** BEGIN Data lines **

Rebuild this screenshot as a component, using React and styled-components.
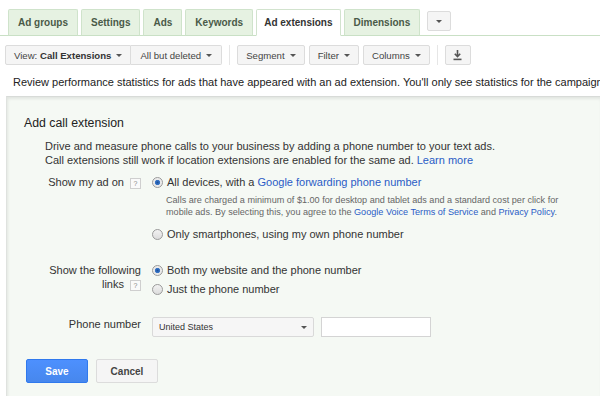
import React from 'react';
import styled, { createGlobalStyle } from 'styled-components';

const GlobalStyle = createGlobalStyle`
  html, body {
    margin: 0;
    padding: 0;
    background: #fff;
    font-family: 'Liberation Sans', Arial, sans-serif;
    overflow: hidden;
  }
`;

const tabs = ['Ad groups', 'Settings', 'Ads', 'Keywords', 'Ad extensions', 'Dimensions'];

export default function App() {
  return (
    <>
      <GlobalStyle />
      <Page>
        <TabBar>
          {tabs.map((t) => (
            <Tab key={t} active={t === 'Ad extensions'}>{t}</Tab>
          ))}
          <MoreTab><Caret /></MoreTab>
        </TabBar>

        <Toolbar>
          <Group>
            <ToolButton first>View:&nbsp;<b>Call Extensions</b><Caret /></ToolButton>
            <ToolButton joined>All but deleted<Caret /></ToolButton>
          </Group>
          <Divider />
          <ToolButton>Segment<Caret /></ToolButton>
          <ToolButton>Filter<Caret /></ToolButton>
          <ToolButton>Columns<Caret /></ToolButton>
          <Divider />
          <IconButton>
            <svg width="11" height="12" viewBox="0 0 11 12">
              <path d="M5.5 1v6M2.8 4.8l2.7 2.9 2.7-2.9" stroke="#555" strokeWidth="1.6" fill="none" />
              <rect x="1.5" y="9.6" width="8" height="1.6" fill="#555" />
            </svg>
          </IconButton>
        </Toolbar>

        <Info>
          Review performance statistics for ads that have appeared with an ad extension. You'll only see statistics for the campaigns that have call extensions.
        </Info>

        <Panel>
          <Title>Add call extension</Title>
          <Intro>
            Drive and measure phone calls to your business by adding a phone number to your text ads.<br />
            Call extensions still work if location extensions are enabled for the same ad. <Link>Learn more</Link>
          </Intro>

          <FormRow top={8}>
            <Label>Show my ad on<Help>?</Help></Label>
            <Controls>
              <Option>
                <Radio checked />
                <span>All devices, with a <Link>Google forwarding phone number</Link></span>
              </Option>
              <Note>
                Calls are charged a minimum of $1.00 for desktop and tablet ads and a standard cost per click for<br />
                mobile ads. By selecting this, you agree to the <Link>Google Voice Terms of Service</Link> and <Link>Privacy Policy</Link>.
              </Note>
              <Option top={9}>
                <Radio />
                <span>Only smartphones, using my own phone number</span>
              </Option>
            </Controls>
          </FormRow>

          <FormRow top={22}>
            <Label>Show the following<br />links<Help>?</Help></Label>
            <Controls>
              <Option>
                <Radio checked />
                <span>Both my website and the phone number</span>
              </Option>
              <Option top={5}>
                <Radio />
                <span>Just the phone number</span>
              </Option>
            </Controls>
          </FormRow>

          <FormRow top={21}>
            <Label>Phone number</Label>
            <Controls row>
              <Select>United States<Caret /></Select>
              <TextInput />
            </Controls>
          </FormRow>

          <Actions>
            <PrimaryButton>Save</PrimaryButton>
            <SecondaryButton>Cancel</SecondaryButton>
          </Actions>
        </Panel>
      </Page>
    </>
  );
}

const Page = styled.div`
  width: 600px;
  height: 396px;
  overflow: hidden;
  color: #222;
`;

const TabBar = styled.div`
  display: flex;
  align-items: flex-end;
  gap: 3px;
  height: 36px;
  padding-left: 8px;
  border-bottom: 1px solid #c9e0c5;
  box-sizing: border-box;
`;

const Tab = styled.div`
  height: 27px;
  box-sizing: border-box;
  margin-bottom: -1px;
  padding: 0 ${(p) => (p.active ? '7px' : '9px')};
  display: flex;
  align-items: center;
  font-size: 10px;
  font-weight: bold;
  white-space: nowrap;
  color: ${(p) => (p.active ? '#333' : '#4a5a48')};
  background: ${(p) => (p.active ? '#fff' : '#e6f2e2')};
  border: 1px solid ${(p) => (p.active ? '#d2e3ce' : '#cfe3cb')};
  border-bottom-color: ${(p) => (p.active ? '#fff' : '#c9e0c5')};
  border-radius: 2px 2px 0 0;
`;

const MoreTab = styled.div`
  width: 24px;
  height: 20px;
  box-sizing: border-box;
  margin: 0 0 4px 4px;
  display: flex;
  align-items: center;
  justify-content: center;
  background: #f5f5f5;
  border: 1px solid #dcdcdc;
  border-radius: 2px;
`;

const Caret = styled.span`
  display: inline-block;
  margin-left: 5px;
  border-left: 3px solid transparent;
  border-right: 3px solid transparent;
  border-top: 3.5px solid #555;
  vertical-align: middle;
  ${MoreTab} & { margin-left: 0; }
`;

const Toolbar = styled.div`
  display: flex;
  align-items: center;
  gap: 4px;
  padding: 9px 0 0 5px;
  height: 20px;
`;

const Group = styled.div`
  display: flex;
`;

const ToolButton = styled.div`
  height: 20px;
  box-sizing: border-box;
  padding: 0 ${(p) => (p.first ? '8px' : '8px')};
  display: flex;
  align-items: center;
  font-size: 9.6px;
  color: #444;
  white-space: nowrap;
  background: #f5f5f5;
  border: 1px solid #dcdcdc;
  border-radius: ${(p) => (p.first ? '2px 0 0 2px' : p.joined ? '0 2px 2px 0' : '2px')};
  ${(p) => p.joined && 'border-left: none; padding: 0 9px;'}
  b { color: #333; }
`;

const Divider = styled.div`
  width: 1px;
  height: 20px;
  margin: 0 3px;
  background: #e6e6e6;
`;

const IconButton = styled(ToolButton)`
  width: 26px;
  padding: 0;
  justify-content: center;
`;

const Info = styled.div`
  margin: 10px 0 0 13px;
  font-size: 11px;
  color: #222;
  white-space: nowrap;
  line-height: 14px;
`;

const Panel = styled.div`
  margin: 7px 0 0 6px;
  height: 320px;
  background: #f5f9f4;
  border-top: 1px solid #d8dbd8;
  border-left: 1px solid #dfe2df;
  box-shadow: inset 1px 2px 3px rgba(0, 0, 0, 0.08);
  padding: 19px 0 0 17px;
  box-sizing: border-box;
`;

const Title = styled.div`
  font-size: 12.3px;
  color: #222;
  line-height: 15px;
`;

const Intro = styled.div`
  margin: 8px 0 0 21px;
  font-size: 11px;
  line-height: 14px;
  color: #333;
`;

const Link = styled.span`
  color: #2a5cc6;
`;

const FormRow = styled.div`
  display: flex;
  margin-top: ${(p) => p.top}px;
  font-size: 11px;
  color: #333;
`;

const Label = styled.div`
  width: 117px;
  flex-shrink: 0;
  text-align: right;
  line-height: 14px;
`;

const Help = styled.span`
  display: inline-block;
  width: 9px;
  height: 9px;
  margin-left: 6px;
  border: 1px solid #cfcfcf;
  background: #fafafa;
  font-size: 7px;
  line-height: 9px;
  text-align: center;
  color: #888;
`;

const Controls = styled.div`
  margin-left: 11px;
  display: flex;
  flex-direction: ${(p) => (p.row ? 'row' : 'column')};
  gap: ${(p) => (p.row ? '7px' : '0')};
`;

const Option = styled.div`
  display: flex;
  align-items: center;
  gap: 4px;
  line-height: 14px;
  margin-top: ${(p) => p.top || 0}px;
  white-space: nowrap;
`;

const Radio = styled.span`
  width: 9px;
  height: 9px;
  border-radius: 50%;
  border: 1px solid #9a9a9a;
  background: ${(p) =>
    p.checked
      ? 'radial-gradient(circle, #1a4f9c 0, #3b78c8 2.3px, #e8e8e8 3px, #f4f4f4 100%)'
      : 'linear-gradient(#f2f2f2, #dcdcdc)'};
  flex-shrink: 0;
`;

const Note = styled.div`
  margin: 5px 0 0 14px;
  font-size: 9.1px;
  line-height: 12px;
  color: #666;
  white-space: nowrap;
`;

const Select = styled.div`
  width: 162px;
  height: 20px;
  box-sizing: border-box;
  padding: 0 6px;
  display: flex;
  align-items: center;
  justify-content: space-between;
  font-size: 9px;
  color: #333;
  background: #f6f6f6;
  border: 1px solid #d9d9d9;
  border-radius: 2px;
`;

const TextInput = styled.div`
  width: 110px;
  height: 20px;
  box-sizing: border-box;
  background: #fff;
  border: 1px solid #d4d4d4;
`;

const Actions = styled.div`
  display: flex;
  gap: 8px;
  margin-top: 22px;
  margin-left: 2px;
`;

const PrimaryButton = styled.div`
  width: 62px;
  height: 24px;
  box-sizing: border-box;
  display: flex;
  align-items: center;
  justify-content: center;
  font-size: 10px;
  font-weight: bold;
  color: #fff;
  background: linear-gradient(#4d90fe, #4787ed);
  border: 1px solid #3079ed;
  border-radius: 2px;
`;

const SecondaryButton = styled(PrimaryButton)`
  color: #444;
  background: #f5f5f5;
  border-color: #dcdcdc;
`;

** END Data lines **
** BEGIN Data lines **

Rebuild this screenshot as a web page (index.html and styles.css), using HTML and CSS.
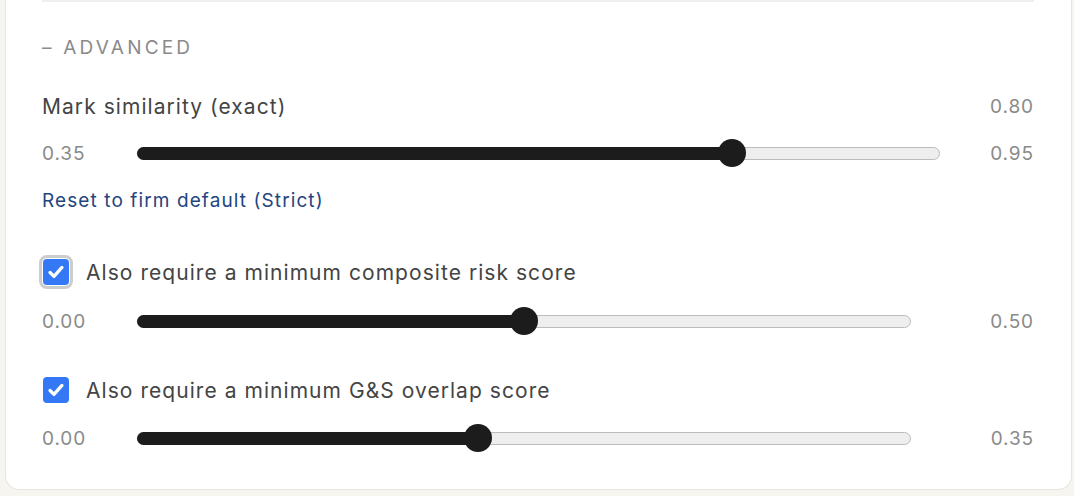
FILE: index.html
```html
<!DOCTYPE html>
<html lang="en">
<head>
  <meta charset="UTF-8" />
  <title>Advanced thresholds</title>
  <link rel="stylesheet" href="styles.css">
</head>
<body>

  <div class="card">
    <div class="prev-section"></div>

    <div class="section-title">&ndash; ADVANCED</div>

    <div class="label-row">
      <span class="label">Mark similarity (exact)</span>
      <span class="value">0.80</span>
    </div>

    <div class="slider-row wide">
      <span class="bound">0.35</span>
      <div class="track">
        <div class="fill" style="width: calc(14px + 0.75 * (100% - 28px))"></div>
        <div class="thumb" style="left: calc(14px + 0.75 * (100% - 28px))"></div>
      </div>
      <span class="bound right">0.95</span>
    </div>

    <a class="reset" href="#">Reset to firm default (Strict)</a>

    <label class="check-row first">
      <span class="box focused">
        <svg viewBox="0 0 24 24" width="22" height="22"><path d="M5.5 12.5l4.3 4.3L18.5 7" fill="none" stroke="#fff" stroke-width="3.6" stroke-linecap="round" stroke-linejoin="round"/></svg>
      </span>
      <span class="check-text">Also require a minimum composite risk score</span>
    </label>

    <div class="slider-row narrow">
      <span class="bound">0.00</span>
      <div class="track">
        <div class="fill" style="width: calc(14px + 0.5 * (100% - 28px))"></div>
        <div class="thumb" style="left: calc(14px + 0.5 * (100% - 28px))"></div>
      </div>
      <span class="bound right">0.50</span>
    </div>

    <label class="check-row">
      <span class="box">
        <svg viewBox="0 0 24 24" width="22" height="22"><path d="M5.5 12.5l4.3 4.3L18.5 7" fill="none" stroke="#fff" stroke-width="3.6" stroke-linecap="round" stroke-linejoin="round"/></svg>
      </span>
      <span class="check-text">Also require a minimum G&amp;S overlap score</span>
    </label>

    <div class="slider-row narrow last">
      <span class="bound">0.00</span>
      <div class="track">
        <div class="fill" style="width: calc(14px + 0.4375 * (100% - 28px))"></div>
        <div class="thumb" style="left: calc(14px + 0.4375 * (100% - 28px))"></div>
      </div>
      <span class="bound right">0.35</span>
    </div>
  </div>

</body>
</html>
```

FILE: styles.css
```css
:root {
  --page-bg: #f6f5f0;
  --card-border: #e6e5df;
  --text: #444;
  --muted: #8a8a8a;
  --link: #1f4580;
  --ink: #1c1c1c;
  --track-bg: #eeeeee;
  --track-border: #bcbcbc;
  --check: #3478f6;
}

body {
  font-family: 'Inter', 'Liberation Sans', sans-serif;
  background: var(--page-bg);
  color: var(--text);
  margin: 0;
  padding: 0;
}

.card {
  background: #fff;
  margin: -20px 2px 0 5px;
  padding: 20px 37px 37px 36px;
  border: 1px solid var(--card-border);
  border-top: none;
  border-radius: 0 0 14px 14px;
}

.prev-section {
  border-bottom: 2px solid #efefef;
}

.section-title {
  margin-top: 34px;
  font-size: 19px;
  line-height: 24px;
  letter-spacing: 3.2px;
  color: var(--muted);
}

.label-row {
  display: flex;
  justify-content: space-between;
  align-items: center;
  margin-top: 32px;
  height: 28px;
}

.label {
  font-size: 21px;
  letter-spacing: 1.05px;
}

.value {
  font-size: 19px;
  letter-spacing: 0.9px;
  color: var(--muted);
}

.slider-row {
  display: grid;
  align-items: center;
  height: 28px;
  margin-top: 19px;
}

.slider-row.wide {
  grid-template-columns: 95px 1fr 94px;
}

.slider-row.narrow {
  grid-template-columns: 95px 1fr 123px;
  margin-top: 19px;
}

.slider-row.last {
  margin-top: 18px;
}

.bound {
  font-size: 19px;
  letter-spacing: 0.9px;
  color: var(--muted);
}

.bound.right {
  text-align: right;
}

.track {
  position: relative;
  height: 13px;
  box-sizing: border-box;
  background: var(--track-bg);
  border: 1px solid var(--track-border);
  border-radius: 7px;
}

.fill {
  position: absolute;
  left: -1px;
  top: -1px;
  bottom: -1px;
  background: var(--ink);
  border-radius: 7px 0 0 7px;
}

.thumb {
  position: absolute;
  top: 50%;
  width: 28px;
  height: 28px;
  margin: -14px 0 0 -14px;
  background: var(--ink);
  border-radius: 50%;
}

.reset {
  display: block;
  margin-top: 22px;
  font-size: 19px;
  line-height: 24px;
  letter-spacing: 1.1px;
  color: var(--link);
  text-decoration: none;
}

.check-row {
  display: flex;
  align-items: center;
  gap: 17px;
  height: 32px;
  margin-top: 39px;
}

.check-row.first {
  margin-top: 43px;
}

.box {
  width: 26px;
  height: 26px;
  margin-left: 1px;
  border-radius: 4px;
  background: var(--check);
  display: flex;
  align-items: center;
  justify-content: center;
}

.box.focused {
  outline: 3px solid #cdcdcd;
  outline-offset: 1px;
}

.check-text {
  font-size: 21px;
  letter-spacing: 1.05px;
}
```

** END Data lines **

#### Prompt
From the records above, copy only the lines running from the line containing "Rebuild this screenshot as a component, using" to the line containing "const tabs = ['Ad", both ends included. Leave the pictures out.

#### Expected output
Rebuild this screenshot as a component, using React and styled-components.
import React from 'react';
import styled, { createGlobalStyle } from 'styled-components';

const GlobalStyle = createGlobalStyle`
  html, body {
    margin: 0;
    padding: 0;
    background: #fff;
    font-family: 'Liberation Sans', Arial, sans-serif;
    overflow: hidden;
  }
`;

const tabs = ['Ad groups', 'Settings', 'Ads', 'Keywords', 'Ad extensions', 'Dimensions'];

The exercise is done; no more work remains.